Marta Veludo is currently working in Amsterdam as graphic designer and art director. Inspired by pop-culture, folk art, pound shops and Tumblr and fascinated by inventions, colour, movement and compositions. She designs and conceptualises for both cultural and commercial fields. Whether in the digital realm or on a three-dimensional scale, she combines different disciplines and mediums to build engaging experiences. Oh we nearly forgot to mention her beautiful colour palette?
What memories resonate from your childhood that you feel have had a lasting effect on you choosing a creative profession?
I remember that as a kid I read a lot of comics from my uncle’s bookshelf. And I remember that I liked so much to draw clothes in a fashion wheel kind of game, where you could choose textures and colours. Oh my! From there I started to make expositions in my grandmother’s kitchen, for her and my parents. It was exciting!
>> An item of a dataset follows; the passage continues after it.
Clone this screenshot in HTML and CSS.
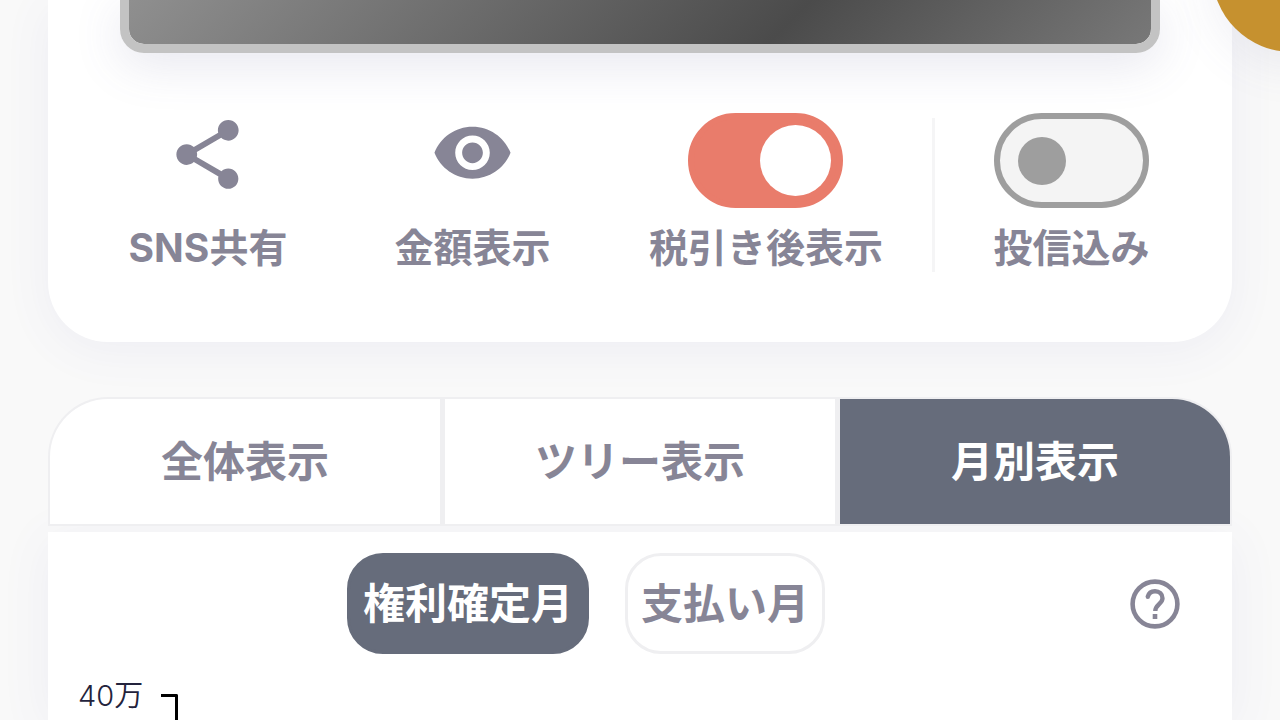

Can you describe your career route to your current position?
I studied in Barcelona and after I completed my Master’s I started to intern in one of my favourite studios, No-Domain. It was a multidisciplinary studio that worked from art direction for video and motion to illustration and graphic design. They were amazing times. I learned a lot. After the internship, I stayed as a designer.
After a year the studio down sized and I started to work as a graphic designer for Ana Mirats. She focusses on branding for retail and editorial projects. From there I jumped to Amsterdam and worked in a small studio which also focussed on branding for retail and cultural projects. After a while I quit and started my freelance life. It was a hard beginning but I was lucky because my network was starting to grow and had some friends helping me out. And here I am!
What does a day in the life for you look like? Do you live far from your place of work?
My life is pretty sweet! I live in Amsterdam and I cycle to work everyday! My studio is in the north side of the city, which means I have to catch a ferry to cross the canal. It’s a 5 minute ferry, but it feels like 5 minutes of holidays before you start to work. My studio is in NDSM, an old shipyard that was transformed in a creative city. Inside we are 80 studios, divided in containers or self-made spaces. I have my network there, friends that become family.
“I think that non-industry/work influences are essential for a creative existence. It’s where you drink your inspiration, it’s where you find the new, the unusual, the interesting questions and aesthetics.”
Can you describe the layout and structure of your studio? How does the space affect your working practice and how has your practice influenced your space?
In my studio we are 7 freelancers. Everybody has a table and a surrounding space. The rest of the place is shared. We have a ping pong table that works as an eating table and meeting table and a ping pong table of course. We have a kitchen and a storage room. It’s a quite big studio, which gives me space to work more freely in size wise. We have a photo set as well, so I am able to try out sets and shoot my work and help out friends too. My corner is colourful and messy, with a lot of stuff, literally, stuff.
Do you surround yourself with objects that inspire or comfort you? If so can share some of your favourite “things” in your studio and why you love them?
Yes, I do! I always have a lot of stuff that surrounds me. My corner in the studio is colourful with a lot of props, material and special objects. Sometimes my table is such a mess that I have to take a few hours to reorganise. I have bought a carpet and some vintage lamps to feel a bit more “homie”. I have plants, candles, jumping balls, books, kids toys in my desk. Around there are 3 colour plinths with fake plants, there is a fake palm tree and a pink Eames chair. It sounds a huge space, but its not haha. I can’t survive long time in a minimalistic place.
A lot of your work involves hand-made, found or sculptural elements, have you always favoured more tactile and analogue methods and processes, where does that aesthetic come from?
It’s true. When I can, I always go look for analogue methods and processes. Before I went to study graphic design, I studied sculpture. I was always attracted by the 3 dimensional shapes and textures. But after a year, I gave up, but the hand-made feel never disappeared, I just found a way to bring it again to my world.
Do you have a hands on role in making the props and on set in general?
It depends on the project. For Adidas my role was shaping colour and finding a connection between sets from the flaming till the dress Maria was using. For Kipling was a more straight forward work. Finding and making props. For Current Obsession, I conceptualised, designed, scouted and produced it. I like all of processes and roles. But the more hands I have on it, the better!
Since the start I think I’ve been refining the steps of the process, but as well questioning more about the addictions you get while creating. I think I value more the time that I have to explore process, materials, mediums. I am not so geeky about the new technologies and new releases and updates, I just need tools that work for my needs, so there I have changed a bit but not much. Got a Wacom instead of a mouse. I can go as far as that. Haha.
I still produce personal work. I think is essential. To provoke, to try new things, to experiment. A lot of skills, new ways of thinking and processes can come from your own personal work. So I guess that is my hobby. Or my hobbies are all related with the work I do, so can you consider that an hobby?
Do you have any advice for someone interested in following in your footsteps?
Don’t do it! I mean, follow your own, get inspired by others. Be hard working and have fun while doing it. You will be ok!